# Preparing the dataset for finetuning

In [1]:
from datasets import load_dataset

raw_datasets = load_dataset("imdb")

In [8]:
from transformers import AutoTokenizer

def tokenize_function(example):   
    checkpoint = "bert-base-cased" 
    tokenizer = AutoTokenizer.from_pretrained(checkpoint)
    return tokenizer(
        example["text"], 
        padding="max_length",
        truncation=True,
        max_length=128
    )
tokenized_dataset = raw_datasets.map(tokenize_function, batched=True)    


In [9]:
small_train_ds = tokenized_dataset["train"].shuffle(seed=42).select(range(1000))
small_eval_ds = tokenized_dataset["test"].shuffle(seed=42).select(range(1000))
full_train_ds = tokenized_dataset["train"]
full_eval_ds = tokenized_dataset["test"]

# Finetuning in Pytorch with the trainer API

In [10]:
from transformers import AutoModelForSequenceClassification, TrainingArguments, Trainer

checkpoint = "bert-base-cased"
model = AutoModelForSequenceClassification.from_pretrained(checkpoint, num_labels=2)

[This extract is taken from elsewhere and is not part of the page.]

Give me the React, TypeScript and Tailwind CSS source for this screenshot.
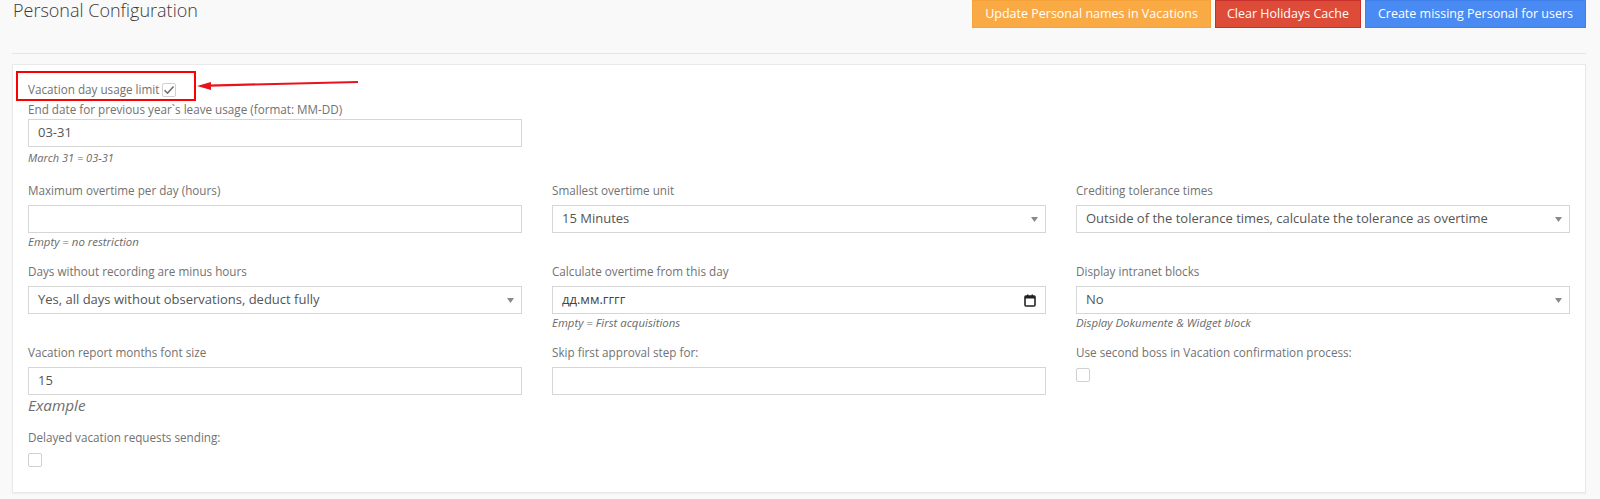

Some weights of BertForSequenceClassification were not initialized from the model checkpoint at bert-base-cased and are newly initialized: ['classifier.bias', 'classifier.weight']
You should probably TRAIN this model on a down-stream task to be able to use it for predictions and inference.


In [21]:
import numpy as np
import evaluate

metric = evaluate.load("accuracy")

def compute_metrics(eval_pred):
    logits, labels = eval_pred
    predictions = np.argmax(logits, axis=-1)
    return metric.compute(predictions=predictions, references=labels)
    
    

training_args = TrainingArguments(
    output_dir="ft_model",
    eval_strategy="epoch",
    num_train_epochs=5,
    
)
trainer = Trainer(
    model=model,
    args=training_args,
    train_dataset=small_train_ds,
    eval_dataset=small_eval_ds,
    compute_metrics=compute_metrics
)

In [22]:
trainer.train()

Epoch,Training Loss,Validation Loss,Accuracy
1,No log,0.425249,0.812
2,No log,0.67806,0.771
3,No log,0.83696,0.811
4,0.304200,0.800151,0.821
5,0.304200,0.998374,0.824


TrainOutput(global_step=625, training_loss=0.2533877250671387, metrics={'train_runtime': 64.0433, 'train_samples_per_second': 78.072, 'train_steps_per_second': 9.759, 'total_flos': 328888819200000.0, 'train_loss': 0.2533877250671387, 'epoch': 5.0})

In [23]:
trainer.evaluate()

{'eval_loss': 0.9983739852905273,
 'eval_accuracy': 0.824,
 'eval_runtime': 2.7464,
 'eval_samples_per_second': 364.119,
 'eval_steps_per_second': 45.515,
 'epoch': 5.0}

In [25]:
from fine_tuning import prepare_dataset, fine_tune

ds = prepare_dataset()
fine_tune(ds)

Some weights of BertForSequenceClassification were not initialized from the model checkpoint at bert-base-cased and are newly initialized: ['classifier.bias', 'classifier.weight']
You should probably TRAIN this model on a down-stream task to be able to use it for predictions and inference.


NameError: name 'small_train_ds' is not defined